Ja, die Leute arbeiten zwar auch hart, aber sie bekommen einen guten Lohn. Sie können es sich leisten, Urlaub in wärmeren Gegenden zu machen. Ich habe in Russland noch nie so viele gute Autos in einer Stadt gesehen, wie in Novy Urengoy. Wenn man beispielsweise nach Moskau fährt, sieht man eine Menge Ungleichheit. Es gibt wenige reiche Leute, und eine Menge Obdachlose. In Novy Urengoy scheint es ausgeglichener. Wenn man dort keinen guten Job hat, gibt es keinen Grund dort zu bleiben.

Welches Bild hat sich bei Ihnen von dieser Stadt eingeprägt?
Es ist wirklich so, wie viele Ausländer sich Russland vorstellen. Alles ist voller Schnee, und die meisten der Gebäude sind pastellfarben angestrichen, wie in einem russischen Märchen. Ich denke, das wurde auch ganz bewusst gemacht. Es gibt dort so wenig Vegetation, dass es einfach an Farben fehlt.
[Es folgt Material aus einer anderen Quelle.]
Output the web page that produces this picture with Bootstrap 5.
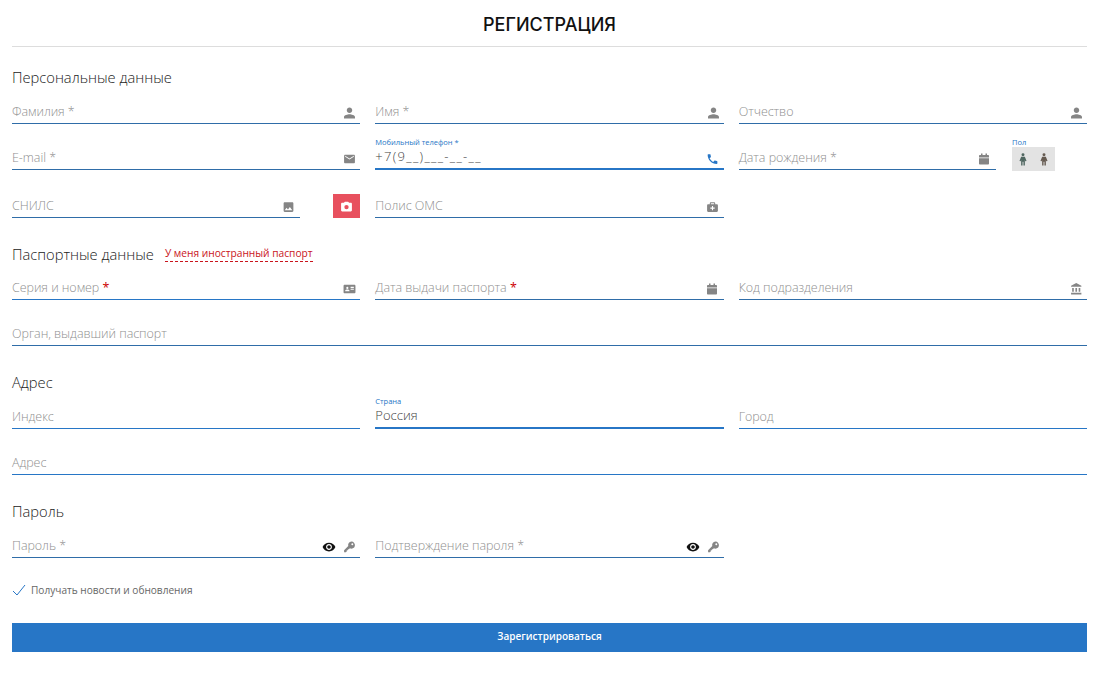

Russische Architektur ist immer noch sehr schlicht und nüchtern, die Farben bringen eine gewisse Fröhlichkeit.

Hatten Sie das Gefühl, dass die Spannungen zwischen Europa und Russland oder die Krim-Krise die Menschen dort beunruhigen?
Ich hatte mehr das Gefühl, dass die Leute dort denken: Was auch immer politisch passiert, das Gas wird weiter produziert, bis die Vorräte irgendwann erschöpft sind. Natürlich verkomplizieren solche Konflikte vieles, aber ich hatte wirklich nicht das Gefühl, dass die Bewohner sich auf Grund der politischen Situation bedroht fühlen. In Russland war es schon immer kompliziert, wir sind das inzwischen gewohnt.

Einige Forscher gehen davon aus, dass die weltweiten Erdgas-Ressourcen in etwa 60 Jahren erschöpft sein werden. Was denken Sie, wird dann mit Novy Urengoy passieren? Die Stadt wurde entworfen, nachdem Geologen in der Umgebung Erdgas entdeckt haben. Sie wurde also nur aus einem Grund erbaut und die Gasforderung ist das Hauptarbeitsfeld der meisten Bewohner. Ich denke nicht, dass viele Menschen sich dafür entscheiden würden, dort zu bleiben, wenn es im Gas-Sektor nichts mehr zu tun gibt.